#### [WRITTEN EXERCISE]
Scan the listing and work out how many lines contain the word "styled". Nothing but the number should be given.

#### [DATA FOR PROCESSING]
↓

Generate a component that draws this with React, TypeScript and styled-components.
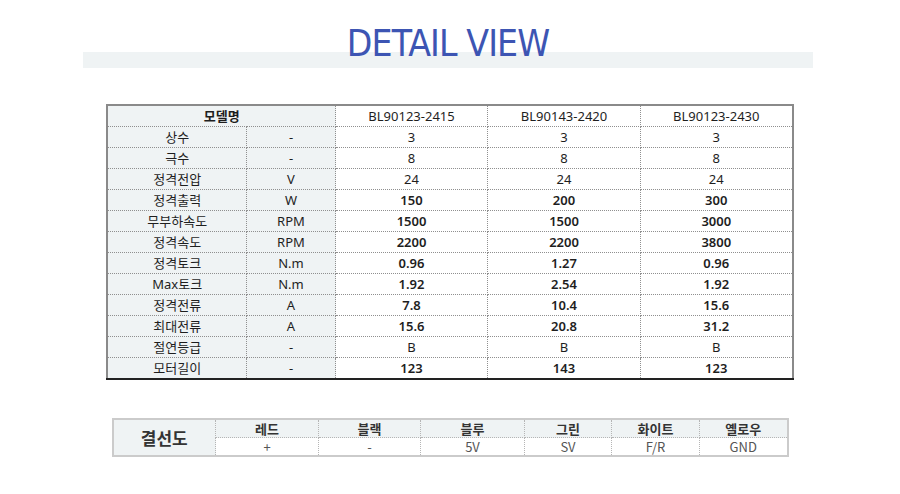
import React from "react";
import styled, { createGlobalStyle } from "styled-components";

const Global = createGlobalStyle`
  html, body { margin: 0; padding: 0; background: #fff; }
  body { font-family: "Noto Sans", "Noto Sans CJK KR", sans-serif; color: #222; }
`;

const Page = styled.div`
  width: 900px;
  padding-top: 22px;
  display: flex;
  flex-direction: column;
  align-items: center;
`;

const Header = styled.div`
  width: 730px;
  height: 46px;
  margin-left: -4px;
  background: linear-gradient(to bottom, transparent 30px, #eff3f4 30px);
  display: flex;
  justify-content: center;
`;

const Title = styled.h1`
  margin: 0;
  font-family: "Liberation Sans Narrow", "DejaVu Sans Condensed", "Liberation Sans", sans-serif;
  font-weight: 400;
  font-size: 37px;
  line-height: 44px;
  color: #3d55b3;
  letter-spacing: -0.9px;
`;

const SpecTable = styled.table`
  margin-top: 36px;
  width: 685px;
  border-collapse: collapse;
  table-layout: fixed;
  border-top: 2px solid #8a8a8a;
  border-left: 2px solid #8a8a8a;
  border-right: 2px solid #8a8a8a;
  border-bottom: 2px solid #222;
  font-size: 13px;
`;

const Col = styled.col<{ $w: number }>`
  width: ${(p) => p.$w}px;
`;

const Row = styled.tr`
  height: 21px;
`;

const Cell = styled.td<{ $head?: boolean; $bold?: boolean }>`
  padding: 0;
  text-align: center;
  line-height: 20px;
  border: 1px dotted #8f8f8f;
  background: ${(p) => (p.$head ? "#eff3f4" : "#fff")};
  font-weight: ${(p) => (p.$bold ? 600 : 400)};
  color: #1e1e1e;
  white-space: nowrap;
`;

const WiringTable = styled.table`
  margin-top: 38px;
  width: 675px;
  border-collapse: collapse;
  table-layout: fixed;
  border: 2px solid #cbcbcb;
`;

const WRow = styled.tr`
  height: 18px;
`;

const WCell = styled.td<{ $head?: boolean; $big?: boolean }>`
  padding: 0;
  text-align: center;
  line-height: 17px;
  border: 1px dotted #b5b5b5;
  background: ${(p) => (p.$head ? "#eff3f4" : "#fff")};
  font-family: "Noto Sans CJK KR", "Noto Sans", sans-serif;
  font-size: ${(p) => (p.$big ? "17px" : "13px")};
  font-weight: ${(p) => (p.$head ? 700 : 400)};
  color: ${(p) => (p.$head ? "#333" : "#555")};
`;

type Spec = { label: string; unit: string; values: string[]; bold?: boolean };

const specs: Spec[] = [
  { label: "상수", unit: "-", values: ["3", "3", "3"] },
  { label: "극수", unit: "-", values: ["8", "8", "8"] },
  { label: "정격전압", unit: "V", values: ["24", "24", "24"] },
  { label: "정격출력", unit: "W", values: ["150", "200", "300"], bold: true },
  { label: "무부하속도", unit: "RPM", values: ["1500", "1500", "3000"], bold: true },
  { label: "정격속도", unit: "RPM", values: ["2200", "2200", "3800"], bold: true },
  { label: "정격토크", unit: "N.m", values: ["0.96", "1.27", "0.96"], bold: true },
  { label: "Max토크", unit: "N.m", values: ["1.92", "2.54", "1.92"], bold: true },
  { label: "정격전류", unit: "A", values: ["7.8", "10.4", "15.6"], bold: true },
  { label: "최대전류", unit: "A", values: ["15.6", "20.8", "31.2"], bold: true },
  { label: "절연등급", unit: "-", values: ["B", "B", "B"] },
  { label: "모터길이", unit: "-", values: ["123", "143", "123"], bold: true },
];

const models = ["BL90123-2415", "BL90143-2420", "BL90123-2430"];
const specCols = [139, 89, 152, 153, 152];

const wires = [
  { name: "레드", value: "+" },
  { name: "블랙", value: "-" },
  { name: "블루", value: "5V" },
  { name: "그린", value: "SV" },
  { name: "화이트", value: "F/R" },
  { name: "옐로우", value: "GND" },
];
const wireCols = [103, 103, 102, 104, 87, 88, 88];

export default function App() {
  return (
    <>
      <Global />
      <Page>
        <Header>
          <Title>DETAIL VIEW</Title>
        </Header>
        <SpecTable>
          <colgroup>
            {specCols.map((w, i) => (
              <Col key={i} $w={w} />
            ))}
          </colgroup>
          <tbody>
            <Row>
              <Cell $head $bold colSpan={2}>모델명</Cell>
              {models.map((m) => (
                <Cell key={m}>{m}</Cell>
              ))}
            </Row>
            {specs.map((s) => (
              <Row key={s.label}>
                <Cell $head>{s.label}</Cell>
                <Cell $head>{s.unit}</Cell>
                {s.values.map((v, i) => (
                  <Cell key={i} $bold={s.bold}>{v}</Cell>
                ))}
              </Row>
            ))}
          </tbody>
        </SpecTable>
        <WiringTable>
          <colgroup>
            {wireCols.map((w, i) => (
              <Col key={i} $w={w} />
            ))}
          </colgroup>
          <tbody>
            <WRow>
              <WCell $head $big rowSpan={2}>결선도</WCell>
              {wires.map((w) => (
                <WCell key={w.name} $head>{w.name}</WCell>
              ))}
            </WRow>
            <WRow>
              {wires.map((w) => (
                <WCell key={w.name}>{w.value}</WCell>
              ))}
            </WRow>
          </tbody>
        </WiringTable>
      </Page>
    </>
  );
}
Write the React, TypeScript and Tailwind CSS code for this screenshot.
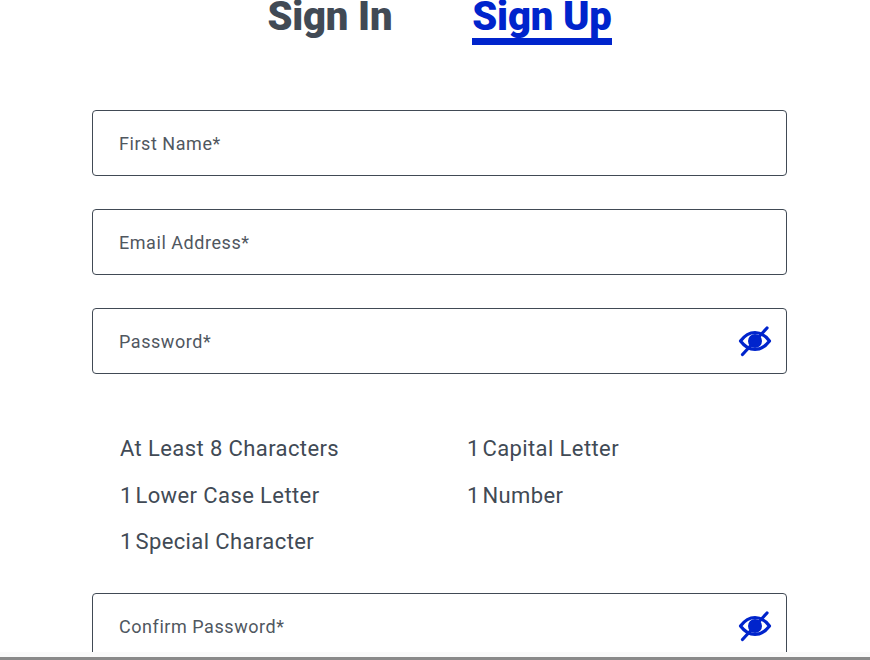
import React from "react";

function EyeOff() {
  return (
    <svg width="34" height="32" viewBox="0 0 34 32" fill="none" className="block">
      <path d="M2.5 16 C7 10 12 7.5 17 7.5 C22 7.5 27 10 31.5 16 C27 22 22 24.5 17 24.5 C12 24.5 7 22 2.5 16 Z" stroke="#0024cc" strokeWidth="3.2" strokeLinejoin="round" />
      <circle cx="17" cy="16" r="7" fill="#0024cc" />
      <path d="M4.5 29.5 L29 3" stroke="#0024cc" strokeWidth="3.2" strokeLinecap="round" />
    </svg>
  );
}

function Field({ label, eye, className = "" }: { label: string; eye?: boolean; className?: string }) {
  return (
    <div className={`flex h-[66px] w-[695px] shrink-0 items-center justify-between rounded border border-[#414a55] pl-[26px] pr-[14px] ${className}`}>
      <span className="text-[18px] tracking-[0.55px] text-[#50575f]">{label}</span>
      {eye && <EyeOff />}
    </div>
  );
}

function One({ text }: { text: string }) {
  return (
    <span>
      <span className="tracking-[-1.2px]">1 </span>
      {text}
    </span>
  );
}

export default function App() {
  return (
    <div className="h-[660px] w-[870px] overflow-hidden bg-white font-['Roboto','Liberation_Sans',sans-serif]">
      <div className="h-[652px] overflow-hidden pl-[92px]">
        <div className="flex h-[45px] w-[695px] items-start justify-center gap-[80px]">
          <span className="text-[40px] leading-[33px] font-black tracking-[-0.2px] text-[#414a55]">Sign In</span>
          <span className="h-[45px] border-b-[7px] border-[#0024cc] text-[40px] leading-[33px] font-black tracking-[-0.2px] text-[#0024cc]">Sign Up</span>
        </div>
        <div className="mt-[65px] flex flex-col gap-[33px]">
          <Field label="First Name*" />
          <Field label="Email Address*" />
          <Field label="Password*" eye />
        </div>
        <div className="mt-[63px] grid w-[695px] grid-cols-[347px_1fr] gap-y-[22.5px] pl-[28px] text-[22px] leading-[24px] tracking-[0.4px] text-[#414a55]">
          <span>At Least 8 Characters</span>
          <One text="Capital Letter" />
          <One text="Lower Case Letter" />
          <One text="Number" />
          <One text="Special Character" />
        </div>
        <Field label="Confirm Password*" eye className="mt-[39px]" />
      </div>
      <div className="h-[5px] bg-[#fafafa]" />
      <div className="h-[3px] bg-[#8a8a8a]" />
    </div>
  );
}
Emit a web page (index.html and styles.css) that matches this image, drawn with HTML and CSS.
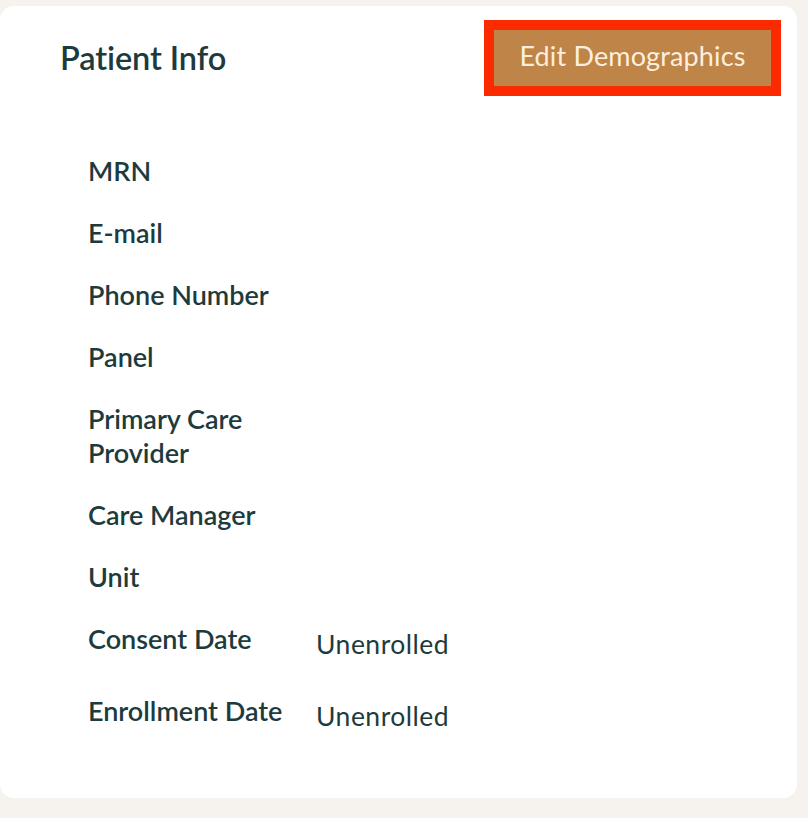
FILE: index.html
```html
<!DOCTYPE html>
<html lang="en">
<head>
<meta charset="utf-8">
<title>Patient Info</title>
<link rel="stylesheet" href="styles.css">
</head>
<body>
<section class="card">
  <header class="card-header">
    <h1 class="title">Patient Info</h1>
    <div class="highlight">
      <button class="btn-edit" type="button">Edit Demographics</button>
    </div>
  </header>
  <dl class="info">
    <dt class="label">MRN</dt><dd class="value"></dd>
    <dt class="label">E-mail</dt><dd class="value"></dd>
    <dt class="label">Phone Number</dt><dd class="value"></dd>
    <dt class="label">Panel</dt><dd class="value"></dd>
    <dt class="label">Primary Care Provider</dt><dd class="value"></dd>
    <dt class="label">Care Manager</dt><dd class="value"></dd>
    <dt class="label">Unit</dt><dd class="value"></dd>
    <dt class="label">Consent Date</dt><dd class="value">Unenrolled</dd>
    <dt class="label">Enrollment Date</dt><dd class="value">Unenrolled</dd>
  </dl>
</section>
</body>
</html>
```

FILE: styles.css
```css
html, body {
  margin: 0;
  padding: 0;
}
body {
  background: #f6f3ef;
  font-family: "Lato", "Liberation Sans", sans-serif;
  color: #1d3b3d;
  padding: 6px 11px 20px 0;
  box-sizing: border-box;
  min-height: 818px;
}
.card {
  background: #ffffff;
  border-radius: 14px;
  padding: 14px 16px 58px 60px;
  box-sizing: border-box;
  height: 792px;
}
.card-header {
  display: flex;
  justify-content: space-between;
  align-items: center;
  height: 76px;
}
.title {
  margin: 0;
  font-size: 32.5px;
  font-weight: 600;
  line-height: 40px;
  letter-spacing: -0.1px;
}
.highlight {
  border: 10px solid #fb2a00;
}
.btn-edit {
  display: block;
  width: 277px;
  height: 56px;
  border: none;
  margin: 0;
  background: #bf8447;
  color: #fcefdf;
  font-family: "Lato", "Liberation Sans", sans-serif;
  font-size: 27px;
  font-weight: 400;
  letter-spacing: 0.15px;
  padding: 0 0 6px 0;
  text-align: center;
}
.info {
  display: grid;
  grid-template-columns: 210px auto;
  column-gap: 18px;
  row-gap: 28px;
  margin: 58px 0 0 28px;
  align-items: start;
}
.label {
  margin: 0;
  font-size: 27px;
  font-weight: 600;
  line-height: 34px;
  letter-spacing: 0;
}
.value {
  margin: 0;
  font-size: 26.5px;
  font-weight: 400;
  line-height: 44px;
  letter-spacing: 0.5px;
}
```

↑

#### [REPLY TO THE EXERCISE]
12